Santa rally whispers and rate‑cut hopes
As traders logged in today, index futures for the S&P 500, Nasdaq, and Dow hugged the flat line, signalling a calm open rather than the frantic swings that defined earlier parts of 2025. On the floor, the mood has shifted from fear of missing out to a quieter question: can the traditional “Santa Claus rally” finish the job and lock in one more push higher before liquidity dries up? Since 1950, this late‑December stretch has delivered average gains of about 1.3% for the S&P 500 in roughly four out of five years, a small but powerful statistic that still carries emotional weight with professionals who swear they trade only on data.
The macro backdrop helps that story along. A cooler run of inflation data and a more constructive Federal Reserve have left investors betting on rate cuts extending into 2026, even as officials preach caution. José Torres, senior economist at Interactive Brokers, put it bluntly: “Whether core inflation lands back in the 2% zone or stays stuck in 3% territory will be psychologically vital.” For equity desks, that psychology is everything – a firm “2‑handle” on inflation could unlock another leg higher in risk appetite, while a stubborn 3% risks turning this gentle glide into a bumpier descent.
Across sectors, the narrative is becoming more selective. Large technology and growth names still set the pace, with semiconductors and software stocks inside the Nasdaq 100 showing some of the strongest recent gains. At the same time, parts of the Dow tied to industry and the consumer have joined in, suggesting rotation within equities rather than money leaving the market altogether. As one strategist quipped in a year‑end note, “This doesn’t look like an exit; it looks like investors rearranging the furniture before the next party.”
The thin‑liquidity test ahead
If today feels calm, it is partly because the real tests still lie a little further down the week. The economic calendar places the Fed’s preferred inflation gauge – PCE – alongside GDP revisions and key confidence data, all landing just as holiday trading hours start to thin the order book. A softer‑than‑expected inflation print would reinforce the “soft landing” script and bolster those betting on more cuts; a surprise in the other direction could quickly challenge the rally’s late‑year complacency.

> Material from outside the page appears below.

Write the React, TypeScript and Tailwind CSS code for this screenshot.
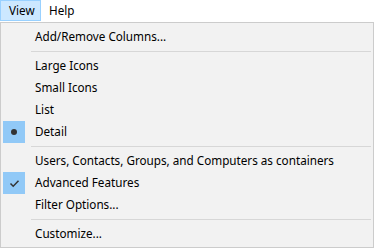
import React from "react";

type Item =
  | { type: "item"; label: string; mark?: "dot" | "check" }
  | { type: "sep" };

const items: Item[] = [
  { type: "item", label: "Add/Remove Columns..." },
  { type: "sep" },
  { type: "item", label: "Large Icons" },
  { type: "item", label: "Small Icons" },
  { type: "item", label: "List" },
  { type: "item", label: "Detail", mark: "dot" },
  { type: "sep" },
  { type: "item", label: "Users, Contacts, Groups, and Computers as containers" },
  { type: "item", label: "Advanced Features", mark: "check" },
  { type: "item", label: "Filter Options..." },
  { type: "sep" },
  { type: "item", label: "Customize..." },
];

export default function App() {
  return (
    <div
      className="w-[374px] h-[248px] bg-white overflow-hidden text-[11.7px] text-black"
      style={{ fontFamily: '"Noto Sans", "Open Sans", sans-serif' }}
    >
      <div className="flex h-[22px] items-stretch">
        <div className="flex items-center w-[41px] h-[21px] pl-[8px] bg-[#cce8ff] border border-[#99d1ff]">
          View
        </div>
        <div className="flex items-center h-[21px] pl-[8px] pr-[8px]">Help</div>
      </div>
      <div className="w-[374px] h-[226px] bg-[#f2f2f2] border border-[#cccccc] pt-[3px] pb-[2px] px-[2px] flex flex-col">
        {items.map((it, i) =>
          it.type === "sep" ? (
            <div key={i} className="h-[7px] flex items-center pl-[28px]">
              <div className="h-px w-full bg-[#d7d7d7]" />
            </div>
          ) : (
            <div key={i} className="h-[22px] flex items-center">
              <div
                className={
                  "w-[22px] h-[22px] flex items-center justify-center " +
                  (it.mark ? "bg-[#91c9f7]" : "")
                }
              >
                {it.mark === "dot" && (
                  <div className="w-[6px] h-[6px] rounded-full bg-[#333333]" />
                )}
                {it.mark === "check" && (
                  <svg width="11" height="9" viewBox="0 0 11 9">
                    <path
                      d="M1.5 4.5 L4.2 7.2 L9.5 1.8"
                      fill="none"
                      stroke="#333333"
                      strokeWidth="1.5"
                    />
                  </svg>
                )}
              </div>
              <div className="pl-[10px] leading-none">{it.label}</div>
            </div>
          )
        )}
      </div>
    </div>
  );
}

That tension is why the current quiet matters. A 25‑basis‑point cut at the December Fed meeting, plus projections that still point to only gradual easing into 2026, have left markets walking a fine line between relief and restraint. Jake Dollarhide, chief executive at Longbow Asset Management, summed up the mood after the last decision: the latest cut and guidance “provid[ed] investors with a lot of positive news to digest” but also revived old fears that “bond vigilantes might derail this bull market rally”.
For now, the data, the Fed, and seasonality are loosely aligned in favour of the bulls. The S&P 500, Dow, and Nasdaq all sit within touching distance of new highs, yet futures remain subdued, as if the market is pausing to take a breath before the final sprint. Whether this turns into a textbook Santa Claus rally or just a polite year‑end drift, today’s session on Wall Street feels like the quiet chapter that decides how the story of 2025 will be remembered.
Disclaimer: The views and recommendations made above are those of individual analysts or brokerage companies, and not of Winvesta. We advise investors to check with certified experts before making any investment decisions.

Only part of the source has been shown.